Search the records below for the word "styles". Pull out each line that has it.

[Extracted records]
===

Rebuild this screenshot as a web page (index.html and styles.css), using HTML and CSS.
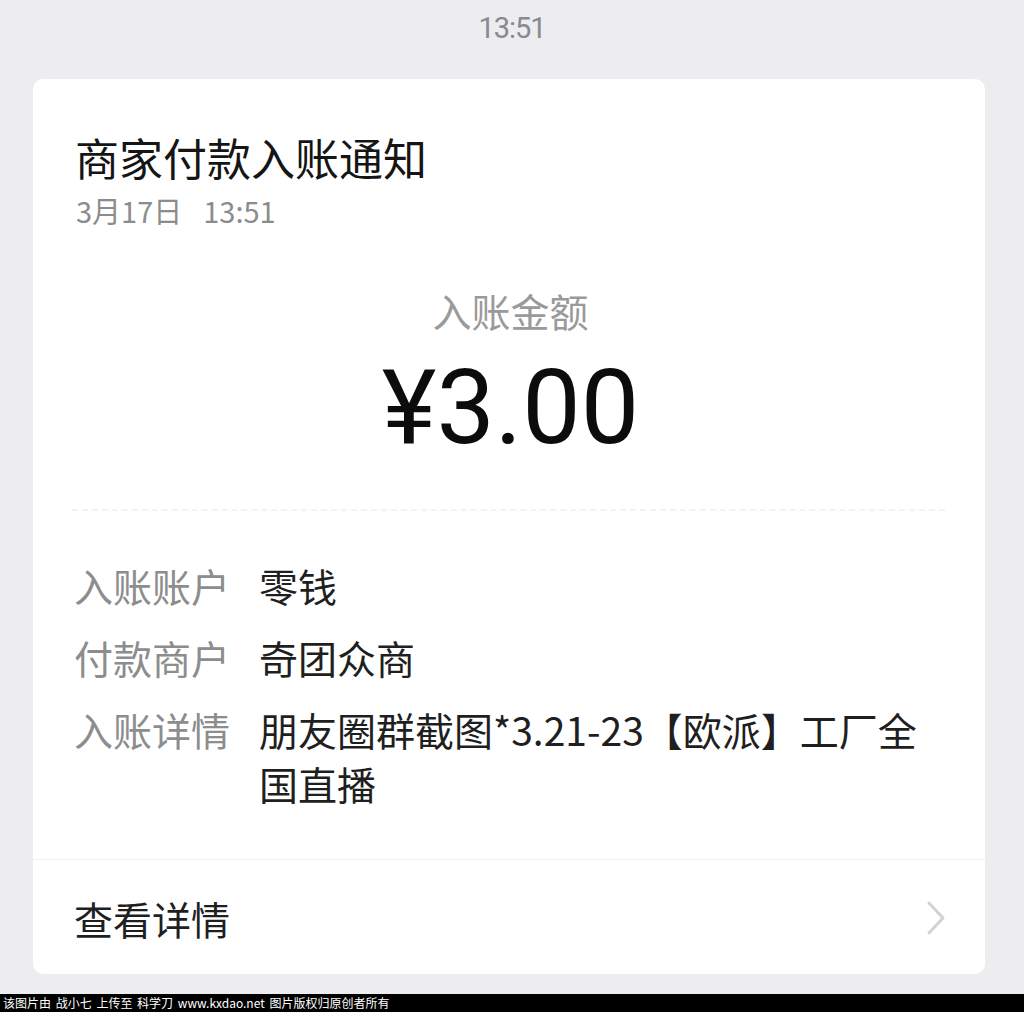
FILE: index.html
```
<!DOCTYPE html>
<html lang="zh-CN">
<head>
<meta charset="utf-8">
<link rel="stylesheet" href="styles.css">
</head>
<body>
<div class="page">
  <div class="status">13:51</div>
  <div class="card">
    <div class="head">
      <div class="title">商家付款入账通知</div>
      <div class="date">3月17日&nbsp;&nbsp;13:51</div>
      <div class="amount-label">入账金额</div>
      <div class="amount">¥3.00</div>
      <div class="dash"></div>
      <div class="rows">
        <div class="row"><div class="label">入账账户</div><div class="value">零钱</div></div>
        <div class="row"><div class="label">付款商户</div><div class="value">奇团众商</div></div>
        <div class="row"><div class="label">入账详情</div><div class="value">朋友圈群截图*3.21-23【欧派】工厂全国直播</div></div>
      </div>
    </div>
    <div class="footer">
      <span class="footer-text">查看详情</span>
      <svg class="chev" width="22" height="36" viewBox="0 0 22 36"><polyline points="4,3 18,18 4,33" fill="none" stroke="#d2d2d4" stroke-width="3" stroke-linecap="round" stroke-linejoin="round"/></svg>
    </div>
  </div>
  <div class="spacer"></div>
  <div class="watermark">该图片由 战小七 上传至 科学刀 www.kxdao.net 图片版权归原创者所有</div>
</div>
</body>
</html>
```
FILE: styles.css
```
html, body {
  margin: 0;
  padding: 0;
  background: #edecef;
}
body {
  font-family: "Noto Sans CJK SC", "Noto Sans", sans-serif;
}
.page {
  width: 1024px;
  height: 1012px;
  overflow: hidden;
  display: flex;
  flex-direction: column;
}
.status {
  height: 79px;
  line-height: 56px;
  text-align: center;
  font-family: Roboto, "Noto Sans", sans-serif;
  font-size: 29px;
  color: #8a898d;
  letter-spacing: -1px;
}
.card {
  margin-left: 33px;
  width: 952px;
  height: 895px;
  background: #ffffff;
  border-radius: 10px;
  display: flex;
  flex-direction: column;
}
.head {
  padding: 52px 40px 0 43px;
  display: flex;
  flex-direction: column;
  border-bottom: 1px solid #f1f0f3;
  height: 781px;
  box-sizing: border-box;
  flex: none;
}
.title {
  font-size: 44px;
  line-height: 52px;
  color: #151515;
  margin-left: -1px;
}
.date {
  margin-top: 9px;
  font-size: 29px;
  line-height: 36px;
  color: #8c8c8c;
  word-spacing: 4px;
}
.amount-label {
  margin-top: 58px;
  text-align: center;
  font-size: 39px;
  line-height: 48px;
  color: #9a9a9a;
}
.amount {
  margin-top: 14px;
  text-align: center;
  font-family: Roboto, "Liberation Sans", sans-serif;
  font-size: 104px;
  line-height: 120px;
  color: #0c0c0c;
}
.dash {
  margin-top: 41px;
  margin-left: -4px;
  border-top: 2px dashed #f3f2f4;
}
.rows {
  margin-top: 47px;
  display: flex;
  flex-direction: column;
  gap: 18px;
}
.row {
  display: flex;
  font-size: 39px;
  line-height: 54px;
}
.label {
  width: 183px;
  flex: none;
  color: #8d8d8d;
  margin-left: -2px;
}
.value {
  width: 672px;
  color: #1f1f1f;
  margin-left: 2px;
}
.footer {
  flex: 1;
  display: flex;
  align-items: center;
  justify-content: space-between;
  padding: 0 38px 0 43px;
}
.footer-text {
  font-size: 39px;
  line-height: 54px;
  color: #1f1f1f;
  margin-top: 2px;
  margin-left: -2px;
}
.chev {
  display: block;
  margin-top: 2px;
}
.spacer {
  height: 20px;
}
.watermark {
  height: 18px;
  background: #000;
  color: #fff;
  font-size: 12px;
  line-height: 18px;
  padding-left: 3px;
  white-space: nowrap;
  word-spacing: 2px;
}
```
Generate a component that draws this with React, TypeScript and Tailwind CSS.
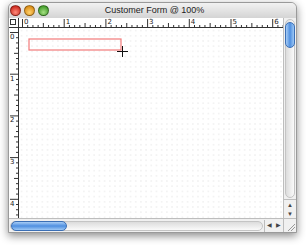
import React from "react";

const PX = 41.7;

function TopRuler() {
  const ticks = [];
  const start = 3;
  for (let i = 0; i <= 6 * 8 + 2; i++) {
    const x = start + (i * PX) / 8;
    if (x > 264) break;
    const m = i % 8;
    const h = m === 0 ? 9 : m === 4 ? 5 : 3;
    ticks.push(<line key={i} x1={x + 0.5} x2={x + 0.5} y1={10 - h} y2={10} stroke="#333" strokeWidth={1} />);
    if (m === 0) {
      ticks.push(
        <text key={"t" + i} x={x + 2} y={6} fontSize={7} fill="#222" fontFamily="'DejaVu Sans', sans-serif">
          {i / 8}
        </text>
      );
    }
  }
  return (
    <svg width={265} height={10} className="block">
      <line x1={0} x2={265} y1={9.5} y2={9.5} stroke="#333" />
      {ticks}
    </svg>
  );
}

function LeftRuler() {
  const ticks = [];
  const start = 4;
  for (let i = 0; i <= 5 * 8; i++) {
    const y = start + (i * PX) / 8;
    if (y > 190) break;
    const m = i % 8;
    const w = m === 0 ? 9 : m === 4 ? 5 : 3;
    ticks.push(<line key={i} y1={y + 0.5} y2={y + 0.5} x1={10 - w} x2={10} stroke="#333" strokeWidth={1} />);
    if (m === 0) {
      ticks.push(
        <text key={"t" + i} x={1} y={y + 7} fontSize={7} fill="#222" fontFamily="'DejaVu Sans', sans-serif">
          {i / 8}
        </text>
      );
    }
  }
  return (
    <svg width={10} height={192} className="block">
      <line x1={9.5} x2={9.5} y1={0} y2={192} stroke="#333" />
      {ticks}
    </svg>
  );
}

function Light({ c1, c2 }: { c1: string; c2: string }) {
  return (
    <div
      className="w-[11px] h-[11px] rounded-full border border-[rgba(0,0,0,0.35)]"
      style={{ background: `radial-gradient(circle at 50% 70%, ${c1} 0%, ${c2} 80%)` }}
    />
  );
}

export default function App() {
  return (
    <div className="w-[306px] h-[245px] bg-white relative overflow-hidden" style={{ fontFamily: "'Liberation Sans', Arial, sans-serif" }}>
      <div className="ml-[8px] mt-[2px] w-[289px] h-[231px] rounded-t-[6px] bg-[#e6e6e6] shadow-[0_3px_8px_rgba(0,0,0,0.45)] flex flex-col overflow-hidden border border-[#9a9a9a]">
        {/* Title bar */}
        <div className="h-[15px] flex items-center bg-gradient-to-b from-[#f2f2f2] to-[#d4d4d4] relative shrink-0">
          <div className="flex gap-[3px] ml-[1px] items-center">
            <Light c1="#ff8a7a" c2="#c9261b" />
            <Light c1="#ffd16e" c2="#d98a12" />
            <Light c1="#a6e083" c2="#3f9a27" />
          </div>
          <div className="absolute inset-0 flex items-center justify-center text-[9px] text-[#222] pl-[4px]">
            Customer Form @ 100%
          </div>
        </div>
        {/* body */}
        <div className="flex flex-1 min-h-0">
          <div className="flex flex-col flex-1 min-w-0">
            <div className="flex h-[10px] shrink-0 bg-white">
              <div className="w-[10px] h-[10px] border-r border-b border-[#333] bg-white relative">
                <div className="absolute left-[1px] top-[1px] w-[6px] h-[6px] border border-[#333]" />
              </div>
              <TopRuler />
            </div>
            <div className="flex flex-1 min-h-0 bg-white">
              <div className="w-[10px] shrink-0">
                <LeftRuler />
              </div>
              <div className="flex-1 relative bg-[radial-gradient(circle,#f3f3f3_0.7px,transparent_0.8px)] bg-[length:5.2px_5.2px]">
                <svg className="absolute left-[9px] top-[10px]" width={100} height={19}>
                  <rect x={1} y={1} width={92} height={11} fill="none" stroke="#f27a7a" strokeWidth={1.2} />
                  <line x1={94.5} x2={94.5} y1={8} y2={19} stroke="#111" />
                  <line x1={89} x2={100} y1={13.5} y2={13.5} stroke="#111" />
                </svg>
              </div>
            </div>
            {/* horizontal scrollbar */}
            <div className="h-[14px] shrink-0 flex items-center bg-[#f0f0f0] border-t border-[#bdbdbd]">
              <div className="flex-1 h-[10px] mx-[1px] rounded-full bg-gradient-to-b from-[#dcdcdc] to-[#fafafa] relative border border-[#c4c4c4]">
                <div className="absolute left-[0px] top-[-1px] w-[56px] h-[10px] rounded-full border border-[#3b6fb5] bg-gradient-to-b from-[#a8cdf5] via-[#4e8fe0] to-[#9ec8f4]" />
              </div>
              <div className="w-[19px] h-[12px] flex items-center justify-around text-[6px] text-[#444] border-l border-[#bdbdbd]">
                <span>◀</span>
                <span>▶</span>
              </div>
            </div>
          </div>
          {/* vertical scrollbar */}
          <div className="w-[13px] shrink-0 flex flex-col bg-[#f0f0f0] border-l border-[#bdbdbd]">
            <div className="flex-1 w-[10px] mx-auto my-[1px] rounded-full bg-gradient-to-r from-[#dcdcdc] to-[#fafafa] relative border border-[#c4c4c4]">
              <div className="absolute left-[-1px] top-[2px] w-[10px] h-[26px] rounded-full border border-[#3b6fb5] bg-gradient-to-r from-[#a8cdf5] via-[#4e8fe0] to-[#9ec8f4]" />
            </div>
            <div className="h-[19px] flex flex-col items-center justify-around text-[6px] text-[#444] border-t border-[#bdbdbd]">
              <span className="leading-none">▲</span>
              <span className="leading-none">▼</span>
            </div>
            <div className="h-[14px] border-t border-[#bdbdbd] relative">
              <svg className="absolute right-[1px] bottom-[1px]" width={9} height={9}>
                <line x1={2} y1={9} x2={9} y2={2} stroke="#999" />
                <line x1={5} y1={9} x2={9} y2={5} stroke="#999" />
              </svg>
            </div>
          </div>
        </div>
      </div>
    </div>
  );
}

===

### Result of the task
Rebuild this screenshot as a web page (index.html and styles.css), using HTML and CSS.
<link rel="stylesheet" href="styles.css">
FILE: styles.css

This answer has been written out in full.